- Born: 1958 (age 67–68)
- Education: University of Florida (BA) University of Oxford (MPhil & DPhil)
- Occupations: Political scientist, writer
- Employer: Hudson Institute
- Spouse: Audrey Kurth Cronin

= Patrick M. Cronin =

American international relations scholar

Patrick M. Cronin is an American political scientist and writer. He is a national security policy expert currently serving as chair for Asia-Pacific Security at Hudson Institute and a scholar in residence at the Carnegie Mellon University Institute for Strategy and Technology.

Cronin was previously senior director of the Asia-Pacific Security Program at the Center for a New American Security; senior director of the Institute for National Strategic Studies at the National Defense University; director of studies at the International Institute for Strategic Studies; and senior vice president and director of research at the Center for Strategic and International Studies.

== Education ==
Cronin graduated from the University of Florida with high honors and earned MPhil and DPhil from St. Antony's College, University of Oxford, where he studied international relations.

== Early career ==
While an undergraduate, Cronin worked at the Miami Herald and the Fort Lauderdale News. He was an analyst with the Congressional Research Service and SRI International, a US Naval Reserve intelligence officer, a senior analyst at the Center for Naval Analyses, and director of research at the US Institute of Peace (1998–2001).

== USAID service ==
During the George W. Bush administration, Cronin was assistant administrator for policy and program coordination (the third-ranking position) at the United States Agency for International Development. He was confirmed by the Senate in 2001.

Cronin led USAID's interagency task force that helped design the Millennium Challenge Corporation (MCC).

In a 2006 interview with NPR, Cronin said: "USAID continues to have the best expertise on development in the US government, and yet nobody will dispute that it's lost its primacy in development assistance some time ago. So what we've seen since the '90s is the strengthening of the State Department's policy leadership role in foreign development assistance. The Bush administration took that with a vengeance."

== 2020 U.S. Presidential Election ==

In 2020, Cronin, along with over 130 other former Republican national security officials, signed a statement that asserted that President Trump was unfit to serve another term, and "To that end, we are firmly convinced that it is in the best interest of our nation that Vice President Joe Biden be elected as the next President of the United States, and we will vote for him."

== Publications ==

Fear and Insecurity: Addressing North Korean Threat Perceptions, Hudson Institute (2021)

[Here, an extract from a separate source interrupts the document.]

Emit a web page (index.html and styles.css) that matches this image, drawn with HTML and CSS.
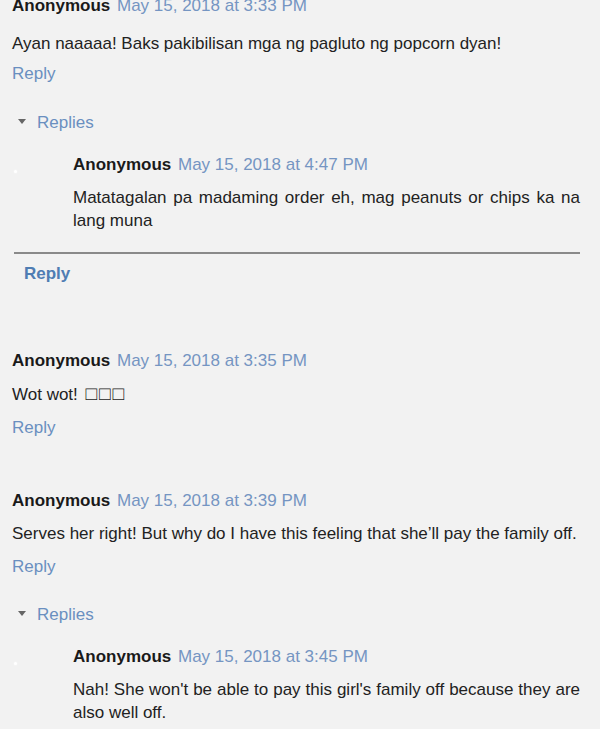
FILE: index.html
```html
<!DOCTYPE html>
<html>
<head>
<meta charset="UTF-8">
<title>Comments</title>
<link rel="stylesheet" href="styles.css">
</head>
<body>

<div class="comments">

  <div class="thread thread-first">
    <div class="comment">
      <div class="head"><b class="user">Anonymous</b> <a class="date" href="#">May 15, 2018 at 3:33 PM</a></div>
      <p class="text">Ayan naaaaa! Baks pakibilisan mga ng pagluto ng popcorn dyan!</p>
      <div class="actions"><a href="#">Reply</a></div>
    </div>
    <div class="toggle"><span class="arrow"></span><a href="#">Replies</a></div>
    <div class="replies">
      <span class="dot"></span>
      <div class="comment">
        <div class="head"><b class="user">Anonymous</b> <a class="date" href="#">May 15, 2018 at 4:47 PM</a></div>
        <p class="text text-wrap">Matatagalan pa madaming order eh, mag peanuts or chips ka na lang muna</p>
      </div>
    </div>
    <div class="continue"><a href="#">Reply</a></div>
  </div>

  <div class="thread">
    <div class="comment">
      <div class="head"><b class="user">Anonymous</b> <a class="date" href="#">May 15, 2018 at 3:35 PM</a></div>
      <p class="text">Wot wot! <span class="boxes">&#9633;&#9633;&#9633;</span></p>
      <div class="actions"><a href="#">Reply</a></div>
    </div>
  </div>

  <div class="thread thread-last">
    <div class="comment">
      <div class="head"><b class="user">Anonymous</b> <a class="date" href="#">May 15, 2018 at 3:39 PM</a></div>
      <p class="text">Serves her right! But why do I have this feeling that she’ll pay the family off.</p>
      <div class="actions"><a href="#">Reply</a></div>
    </div>
    <div class="toggle"><span class="arrow"></span><a href="#">Replies</a></div>
    <div class="replies">
      <span class="dot"></span>
      <div class="comment">
        <div class="head"><b class="user">Anonymous</b> <a class="date" href="#">May 15, 2018 at 3:45 PM</a></div>
        <p class="text text-wrap">Nah! She won't be able to pay this girl's family off because they are also well off.</p>
      </div>
    </div>
  </div>

</div>

</body>
</html>
```

FILE: styles.css
```css
*{ margin: 0; padding: 0; }
html, body{ height: 100%; }
body{ background: #f2f2f2; color: #222; font-family: "Liberation Sans", Arial, sans-serif; font-size: 17px; overflow: hidden; }
a{ color: #6a8fc0; text-decoration: none; }

/* first comment is scrolled partly out of view */
.comments{ padding: 0 20px 0 12px; margin-top: -5px; }

.thread{ margin-bottom: 51px; }
.thread-first{ margin-bottom: 65px; }
.thread-first > .comment > .text{ margin-top: 16px; }
.thread-first > .comment > .actions{ margin-top: 8px; }
.thread-last > .toggle{ margin-top: 26px; }
.thread-last .text-wrap{ line-height: 22px; }

.comment .head{ line-height: 22px; white-space: nowrap; }
.comment .user{ font-weight: bold; color: #1a1a1a; }
.comment .date{ margin-left: 2px; color: #7595c2; }
.comment .text{ margin-top: 11px; line-height: 22px; }
.comment .text-wrap{ line-height: 23px; text-align: justify; margin-top: 10px; }
.comment .actions{ margin-top: 11px; line-height: 22px; }
.boxes{ margin-left: 3px; letter-spacing: 2px; font-size: 19px; }

.toggle{ margin-top: 27px; line-height: 22px; padding-left: 6px; display: flex; align-items: center; }
.toggle .arrow{
  width: 0; height: 0; margin-right: 11px; margin-top: -3px;
  border-left: 4px solid transparent; border-right: 4px solid transparent;
  border-top: 5px solid #666;
}

.replies{ position: relative; margin-top: 20px; padding-left: 61px; }
.replies .dot{
  position: absolute; left: 2px; top: 16px; width: 3px; height: 3px;
  border-radius: 50%; background: #fff; box-shadow: 0 0 2px #fff;
}

.continue{
  margin: 20px 0 0 2px; padding: 9px 0 0 10px;
  border-top: 2px solid #8a8a8a; line-height: 22px;
}
.continue a{ font-weight: bold; color: #4f7db3; }
```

Total Competition China’s Challenge in the South China Sea, Hudson Institute (2020) (co-authored with Ryan Neuhard)

The Cornerstone and the Linchpin: Securing America’s Northeast Asian Alliances, Hudson Institute (2019)

Negotiating With North Korea How Will This End? CNAS (2019) (co-authored with Kristine Lee)

Networking Asian Security An Integrated Approach to Order in the Pacific, CNAS (2017) (co-authored with Richard Fontaine, Mira Rapp-Hooper, and Harry Krejsa)

Counterbalance: Red Teaming the Rebalance in the Asia-Pacific, CNAS (2016) (co-authored with Mira Rapp-Hooper, Harry Krejsa, and Hannah Suh)

Double Trouble: Iran and North Korea as Challenges to International Security (2010) (editor)

Global Strategic Assessment, 2009: America’s Security Role in a Changing World (2009) (editor)

Civilian Surge: Key to Complex Operations (2009) (co-editor)

The Impenetrable Fog of War: Reflections on Modern Warfare and Strategic Surprise (2008) (editor)

The Evolution of Strategic ThoughtClassic Adelphi Papers (2008) (editor)

== Personal life ==
Cronin is married to Audrey Kurth Cronin, Trustees Professor of Security and Technology at Carnegie Mellon University.